Although pickleball was invented in 1965 the sport with a funny name was slow to catch on. Fast-forward 58 years later, pickleball is the fastest-growing sport in the world. In the past two years, major celebrities including LeBron James, Tom Brady, Patrick Mahomes, Kevin Durant and Heidi Klum have all invested in Major League Pickleball, as the sport – appealing to young and old, rich or poor – has become a big business.

Whereas tennis takes years to get bad, and many, many more to advance to the ranks of average, pickleball’s learning curve is much flatter, seemingly turning newcomers into champions overnight.

“It's just kind of easier to get into versus tennis,” said Adam Ratcliff, an at-large board member of the Pickleball Guam Association, the sport's official governing body on the island. “With tennis, there’s a lot of practice before you can rally and hit it back and forth.
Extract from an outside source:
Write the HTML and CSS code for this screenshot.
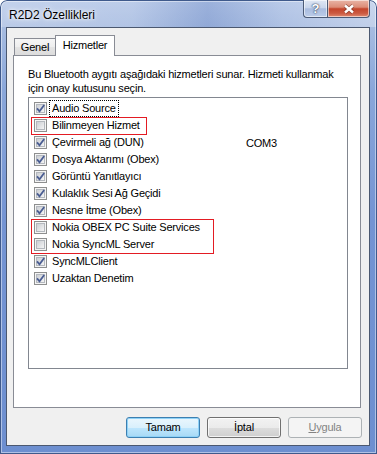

Pickleball is kind of easier to get up and play, get the heart beating, and get some good physical activity while also having fun.”

On Wednesday night at the Guam National Tennis Center, 32 of Guam’s intermediate and advanced players competed in the PGA's first dedicated league.

“We just started last week,” Ratcliff said. “We're going to be doing it for six weeks. It's going to be four weeks of regular season, followed by two weeks of playoffs.”

A swinging league

Earlier this year, when the PGA decided it was going to start a league, they really didn’t know if there was enough interest. Soon after posting a flyer to their WhatsApp group, more than enough people came forward and the PGA Inaugural Pickleball League was born. In fact, there was so much interest that there weren't enough spots for everyone who wanted to join. But, rest assured, another league is just around the corner.

When Ratcliff arrived on Guam with the U.S. Navy about a year ago, he had only tried pickleball once. 

“When I moved here, I'd heard that there was pickleball. So I came to the Tamuning courts, came out and played, and fell in love, and have been playing ever since,” said Ratcliff, who played tennis for the NCAA Division III Hendrix College Warriors in Fayetteville, Arkansas, a decade ago. “Pickleball is fun because you're always playing with different people.”

Madeline “Ronni” Connelly, PGA president, said, in addition to the new league, the PGA is heralding the word and championing the sport’s growth. She and the PGA have started a grassroots campaign in the island’s schools and hope to unveil pickleball as an official high school sport.

“If you can get some of your top players playing now at a high school, and then now you're going to get your elementary (students) and they'll be the ones ready for the Olympics,” Connelly said. 

Although competing in the Olympics is the dream, Connelly knows Guam needs years of REM cycles to achieve that level of competition.

“Our big thing is, one step at a time. We don't want to be 20 years late, but we want to be on the curve moving forward,” she said. “I think that'll happen if we can get the schools kids. Like I tell the tennis coaches, ‘Hey, you have any kids? Send them our way. We'd love to start training them.’”

Rapid growth needs refuge

A couple of years ago when the PGA began, they didn’t have a dedicated facility – and they still don’t. Through the generosity of Tamuning Mayor Louise Rivera, the PGA hosts open play at the public tennis courts in Tamuning, but those are not permanent digs. Each time before play begins, volunteers create courts with masking tape and portable nets. To onlookers, this may be good enough, but, after several minutes of play, the tape lines shift and tear, creating a bit of a challenge, nothing too severe, but an annoyance.

Connelly, who couldn’t thank Guam National Tennis Federation, Guam National Tennis Center members and Rivera enough, is hopeful the Department of Parks and Recreation can help the PGA find a permanent home. Ideally, she said, she would like a 3-acre expanse to create a facility with enough room for future expansion.

“We're trying to get mayors, we're trying to get Parks and Rec,” Connelly said. “I met with them, and they're very positive. But they've been behind the eight ball for quite a while. We're looking at different parks and … places to play for families.”

Putting Guam on the map

In the past two years, Guam has competed in friendly tournaments against Saipan but had always lost to the northern neighbor. That is until recently, when Guam took home several medals. Connelly said Guam’s Derrick Alcorn won gold in singles and men’s doubles and Tomi Castillo also earned spots on the podium.

“We were really strong,” Connelly said.